--- START OF Raw data ---
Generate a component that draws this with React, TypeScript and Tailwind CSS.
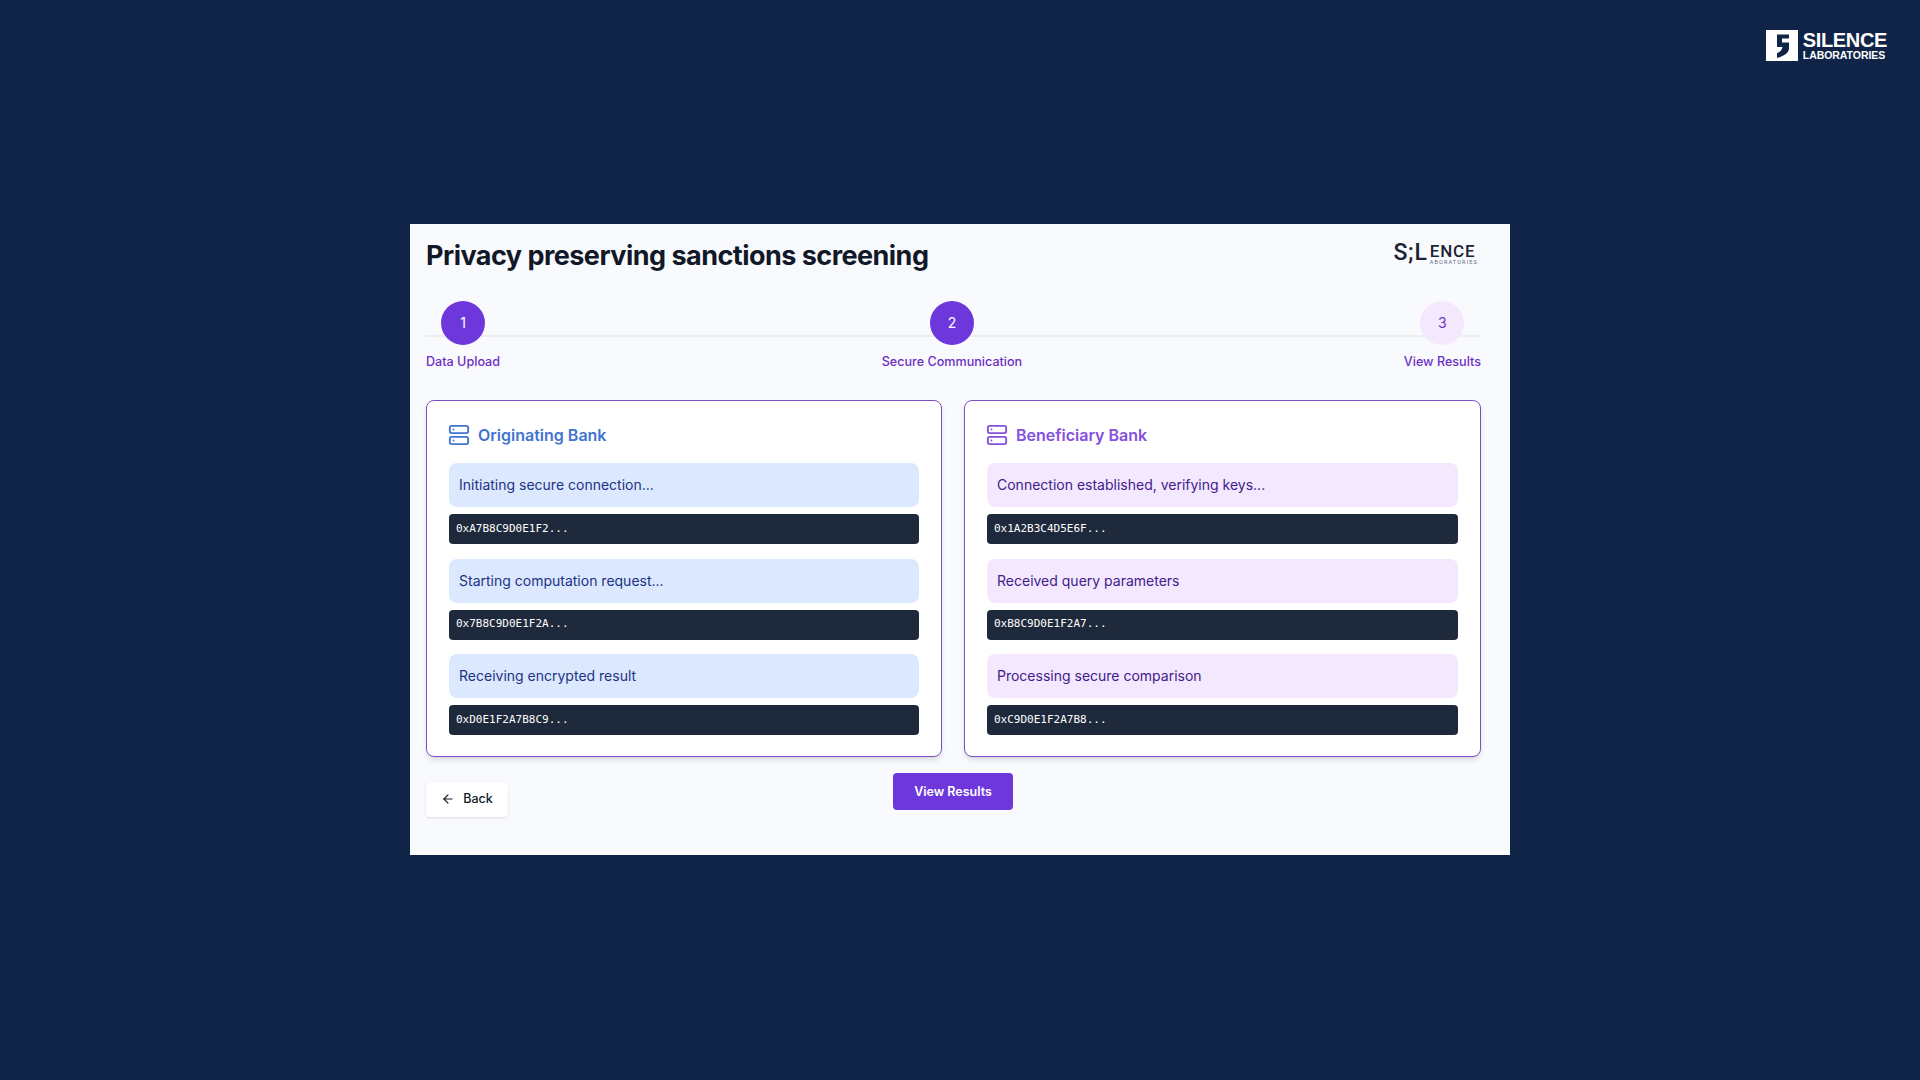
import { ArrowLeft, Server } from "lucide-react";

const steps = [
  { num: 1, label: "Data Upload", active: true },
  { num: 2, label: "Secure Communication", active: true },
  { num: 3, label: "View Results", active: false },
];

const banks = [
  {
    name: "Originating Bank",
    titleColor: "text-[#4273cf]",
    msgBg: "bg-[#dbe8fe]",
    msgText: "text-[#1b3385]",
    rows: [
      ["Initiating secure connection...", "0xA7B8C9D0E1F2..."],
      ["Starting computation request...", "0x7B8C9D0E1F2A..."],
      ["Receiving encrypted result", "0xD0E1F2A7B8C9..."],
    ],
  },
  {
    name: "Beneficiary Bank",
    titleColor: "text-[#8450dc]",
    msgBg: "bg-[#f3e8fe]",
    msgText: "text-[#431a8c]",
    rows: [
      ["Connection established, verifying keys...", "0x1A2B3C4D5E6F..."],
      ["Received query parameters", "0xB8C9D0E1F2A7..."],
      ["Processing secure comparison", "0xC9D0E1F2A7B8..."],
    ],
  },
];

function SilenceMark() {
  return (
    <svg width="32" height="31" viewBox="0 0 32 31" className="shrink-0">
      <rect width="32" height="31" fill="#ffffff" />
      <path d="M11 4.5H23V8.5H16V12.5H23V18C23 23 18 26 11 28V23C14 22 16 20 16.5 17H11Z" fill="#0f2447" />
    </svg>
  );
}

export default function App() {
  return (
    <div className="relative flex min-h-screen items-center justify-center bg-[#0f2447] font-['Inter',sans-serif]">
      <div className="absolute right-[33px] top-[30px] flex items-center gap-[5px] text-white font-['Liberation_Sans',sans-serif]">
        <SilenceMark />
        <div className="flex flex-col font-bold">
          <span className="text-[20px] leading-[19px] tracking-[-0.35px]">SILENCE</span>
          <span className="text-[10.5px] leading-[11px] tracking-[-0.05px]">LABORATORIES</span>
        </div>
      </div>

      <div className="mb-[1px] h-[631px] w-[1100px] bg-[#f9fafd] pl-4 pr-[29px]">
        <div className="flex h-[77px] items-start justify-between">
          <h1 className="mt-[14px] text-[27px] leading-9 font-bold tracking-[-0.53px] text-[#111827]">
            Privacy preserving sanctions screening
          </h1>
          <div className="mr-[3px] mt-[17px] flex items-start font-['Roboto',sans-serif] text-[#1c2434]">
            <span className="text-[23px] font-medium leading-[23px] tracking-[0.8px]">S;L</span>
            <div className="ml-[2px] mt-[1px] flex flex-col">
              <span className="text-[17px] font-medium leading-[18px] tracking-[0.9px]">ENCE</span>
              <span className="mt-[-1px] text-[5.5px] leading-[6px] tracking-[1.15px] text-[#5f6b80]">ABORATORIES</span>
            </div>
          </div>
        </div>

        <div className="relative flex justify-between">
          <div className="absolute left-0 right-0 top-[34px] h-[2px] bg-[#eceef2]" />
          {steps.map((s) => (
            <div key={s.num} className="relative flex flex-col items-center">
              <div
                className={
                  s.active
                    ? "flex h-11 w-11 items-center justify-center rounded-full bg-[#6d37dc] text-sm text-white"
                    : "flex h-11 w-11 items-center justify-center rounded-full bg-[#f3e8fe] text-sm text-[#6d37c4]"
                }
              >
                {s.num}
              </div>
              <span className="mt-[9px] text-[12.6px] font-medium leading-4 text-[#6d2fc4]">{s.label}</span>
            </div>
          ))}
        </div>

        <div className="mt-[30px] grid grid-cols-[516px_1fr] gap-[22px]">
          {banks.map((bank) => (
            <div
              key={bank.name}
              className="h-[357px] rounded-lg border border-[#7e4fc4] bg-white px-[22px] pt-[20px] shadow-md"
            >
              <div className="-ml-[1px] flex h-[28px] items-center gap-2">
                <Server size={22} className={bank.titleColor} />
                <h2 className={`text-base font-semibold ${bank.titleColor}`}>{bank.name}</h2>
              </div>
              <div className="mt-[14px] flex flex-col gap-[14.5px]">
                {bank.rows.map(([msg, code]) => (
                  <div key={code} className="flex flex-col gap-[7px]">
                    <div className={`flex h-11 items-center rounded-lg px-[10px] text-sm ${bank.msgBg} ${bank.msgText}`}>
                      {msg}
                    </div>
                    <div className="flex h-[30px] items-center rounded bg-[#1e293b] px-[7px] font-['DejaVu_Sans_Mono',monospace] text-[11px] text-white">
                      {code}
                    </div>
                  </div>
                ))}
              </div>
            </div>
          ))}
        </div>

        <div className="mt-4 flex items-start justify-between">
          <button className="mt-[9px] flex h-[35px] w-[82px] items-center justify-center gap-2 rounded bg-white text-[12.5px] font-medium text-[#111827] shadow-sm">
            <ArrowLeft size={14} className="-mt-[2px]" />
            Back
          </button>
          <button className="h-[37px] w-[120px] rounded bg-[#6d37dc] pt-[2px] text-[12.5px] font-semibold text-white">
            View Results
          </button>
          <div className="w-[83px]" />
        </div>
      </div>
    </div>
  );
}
--- END OF Raw data ---
§ Given problem
Copy out every line of the material above exactly, skipping the pictures.

§ Problem solution
Generate a component that draws this with React, TypeScript and Tailwind CSS.
import { ArrowLeft, Server } from "lucide-react";

const steps = [
  { num: 1, label: "Data Upload", active: true },
  { num: 2, label: "Secure Communication", active: true },
  { num: 3, label: "View Results", active: false },
];

const banks = [
  {
    name: "Originating Bank",
    titleColor: "text-[#4273cf]",
    msgBg: "bg-[#dbe8fe]",
    msgText: "text-[#1b3385]",
    rows: [
      ["Initiating secure connection...", "0xA7B8C9D0E1F2..."],
      ["Starting computation request...", "0x7B8C9D0E1F2A..."],
      ["Receiving encrypted result", "0xD0E1F2A7B8C9..."],
    ],
  },
  {
    name: "Beneficiary Bank",
    titleColor: "text-[#8450dc]",
    msgBg: "bg-[#f3e8fe]",
    msgText: "text-[#431a8c]",
    rows: [
      ["Connection established, verifying keys...", "0x1A2B3C4D5E6F..."],
      ["Received query parameters", "0xB8C9D0E1F2A7..."],
      ["Processing secure comparison", "0xC9D0E1F2A7B8..."],
    ],
  },
];

function SilenceMark() {
  return (
    <svg width="32" height="31" viewBox="0 0 32 31" className="shrink-0">
      <rect width="32" height="31" fill="#ffffff" />
      <path d="M11 4.5H23V8.5H16V12.5H23V18C23 23 18 26 11 28V23C14 22 16 20 16.5 17H11Z" fill="#0f2447" />
    </svg>
  );
}

export default function App() {
  return (
    <div className="relative flex min-h-screen items-center justify-center bg-[#0f2447] font-['Inter',sans-serif]">
      <div className="absolute right-[33px] top-[30px] flex items-center gap-[5px] text-white font-['Liberation_Sans',sans-serif]">
        <SilenceMark />
        <div className="flex flex-col font-bold">
          <span className="text-[20px] leading-[19px] tracking-[-0.35px]">SILENCE</span>
          <span className="text-[10.5px] leading-[11px] tracking-[-0.05px]">LABORATORIES</span>
        </div>
      </div>

      <div className="mb-[1px] h-[631px] w-[1100px] bg-[#f9fafd] pl-4 pr-[29px]">
        <div className="flex h-[77px] items-start justify-between">
          <h1 className="mt-[14px] text-[27px] leading-9 font-bold tracking-[-0.53px] text-[#111827]">
            Privacy preserving sanctions screening
          </h1>
          <div className="mr-[3px] mt-[17px] flex items-start font-['Roboto',sans-serif] text-[#1c2434]">
            <span className="text-[23px] font-medium leading-[23px] tracking-[0.8px]">S;L</span>
            <div className="ml-[2px] mt-[1px] flex flex-col">
              <span className="text-[17px] font-medium leading-[18px] tracking-[0.9px]">ENCE</span>
              <span className="mt-[-1px] text-[5.5px] leading-[6px] tracking-[1.15px] text-[#5f6b80]">ABORATORIES</span>
            </div>
          </div>
        </div>

        <div className="relative flex justify-between">
          <div className="absolute left-0 right-0 top-[34px] h-[2px] bg-[#eceef2]" />
          {steps.map((s) => (
            <div key={s.num} className="relative flex flex-col items-center">
              <div
                className={
                  s.active
                    ? "flex h-11 w-11 items-center justify-center rounded-full bg-[#6d37dc] text-sm text-white"
                    : "flex h-11 w-11 items-center justify-center rounded-full bg-[#f3e8fe] text-sm text-[#6d37c4]"
                }
              >
                {s.num}
              </div>
              <span className="mt-[9px] text-[12.6px] font-medium leading-4 text-[#6d2fc4]">{s.label}</span>
            </div>
          ))}
        </div>

        <div className="mt-[30px] grid grid-cols-[516px_1fr] gap-[22px]">
          {banks.map((bank) => (
            <div
              key={bank.name}
              className="h-[357px] rounded-lg border border-[#7e4fc4] bg-white px-[22px] pt-[20px] shadow-md"
            >
              <div className="-ml-[1px] flex h-[28px] items-center gap-2">
                <Server size={22} className={bank.titleColor} />
                <h2 className={`text-base font-semibold ${bank.titleColor}`}>{bank.name}</h2>
              </div>
              <div className="mt-[14px] flex flex-col gap-[14.5px]">
                {bank.rows.map(([msg, code]) => (
                  <div key={code} className="flex flex-col gap-[7px]">
                    <div className={`flex h-11 items-center rounded-lg px-[10px] text-sm ${bank.msgBg} ${bank.msgText}`}>
                      {msg}
                    </div>
                    <div className="flex h-[30px] items-center rounded bg-[#1e293b] px-[7px] font-['DejaVu_Sans_Mono',monospace] text-[11px] text-white">
                      {code}
                    </div>
                  </div>
                ))}
              </div>
            </div>
          ))}
        </div>

        <div className="mt-4 flex items-start justify-between">
          <button className="mt-[9px] flex h-[35px] w-[82px] items-center justify-center gap-2 rounded bg-white text-[12.5px] font-medium text-[#111827] shadow-sm">
            <ArrowLeft size={14} className="-mt-[2px]" />
            Back
          </button>
          <button className="h-[37px] w-[120px] rounded bg-[#6d37dc] pt-[2px] text-[12.5px] font-semibold text-white">
            View Results
          </button>
          <div className="w-[83px]" />
        </div>
      </div>
    </div>
  );
}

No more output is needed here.